L'expression « souci de soi « renvoie à la tradition philosophique antique. Elle correspond à l'idée d'une recherche, par l'individu, de la sagesse, par différentes techniques et différents exercices qui vont lui permettre de prendre soin de son âme.

C'est la référence à cette tradition du souci de soi comme ensemble de conseils pour la conduite de la vie –  tradition qui a notamment été étudiée à l'époque contemporaine par Michel Foucault – qui permet d'expliquer l'étrangeté apparente de la formulation du sujet : qu'un souci puisse « recommander «. En fait, la question concerne toute méthode possible du souci de soi, c'est-à-dire toutes les philosophies qui entendent proposer à l'individu, en pratique, une sagesse.

L'interrogation porte sur l'objet et le but de ces recommandations visant à cette sagesse : est-ce le fait d'être heureux, est-ce le bonheur ? Le bonheur a été l'objet de définitions très diverses en philosophie, mais toutes s'accordent pour y voir une satisfaction profonde et durable, qui doit être à l'abri des accidents, des fluctuations de la vie.

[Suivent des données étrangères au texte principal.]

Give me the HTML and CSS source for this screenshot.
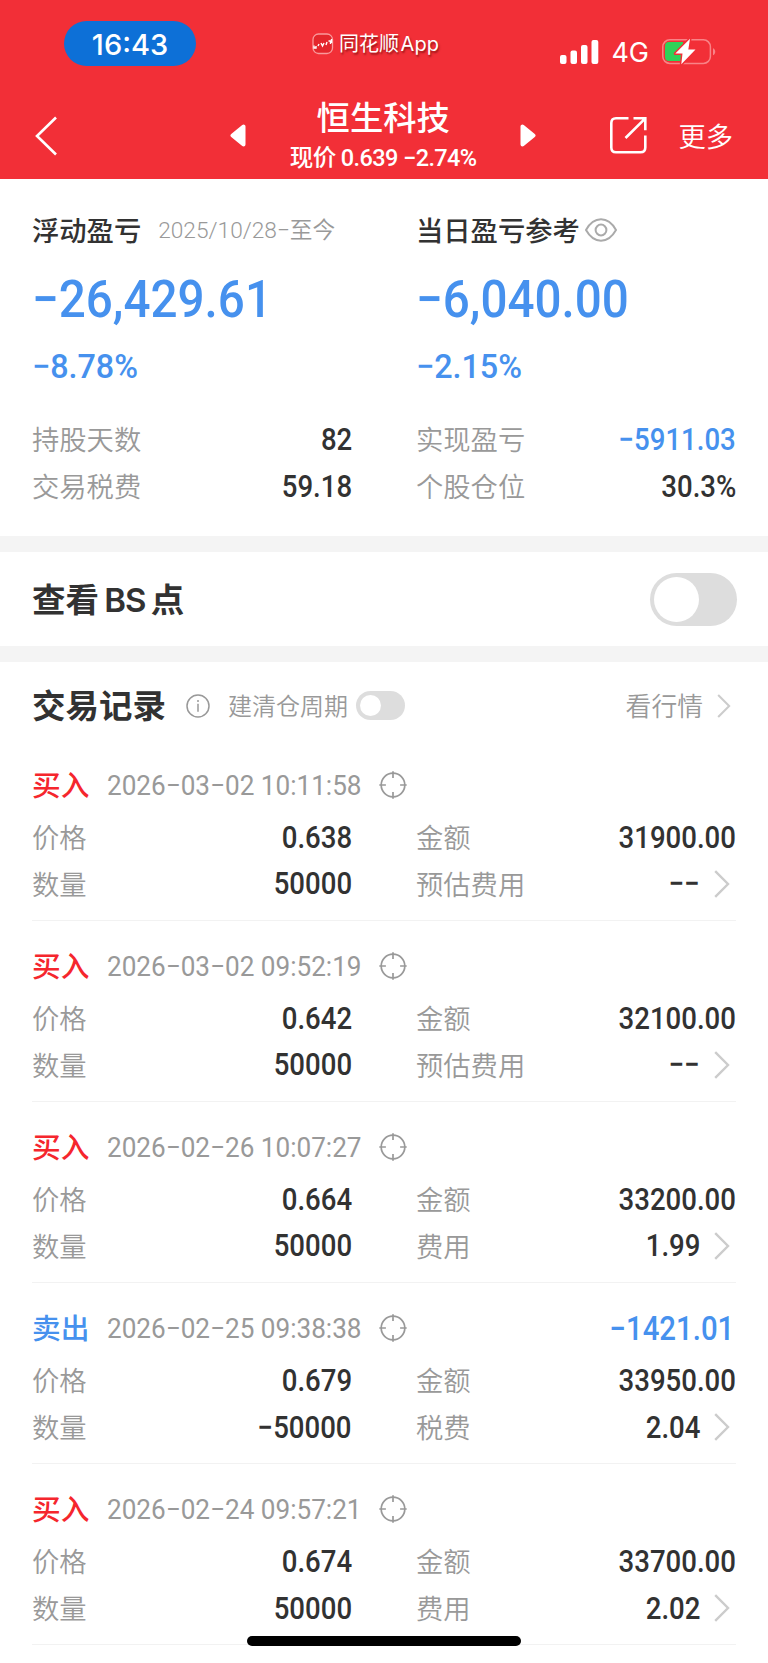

Si l'on rend la formulation du sujet un peu plus conventionnelle, il s'agit ici de définir ce que toutes les pratiques visant à la sagesse conseillent de chercher à atteindre ; et, notamment, de décider si elles considèrent que cette chose à atteindre est uniquement le bonheur, ou s'il y a autre chose que le bonheur dans cette chose, puisque c'est le sens à donner à la présence ici du mot « seulement «.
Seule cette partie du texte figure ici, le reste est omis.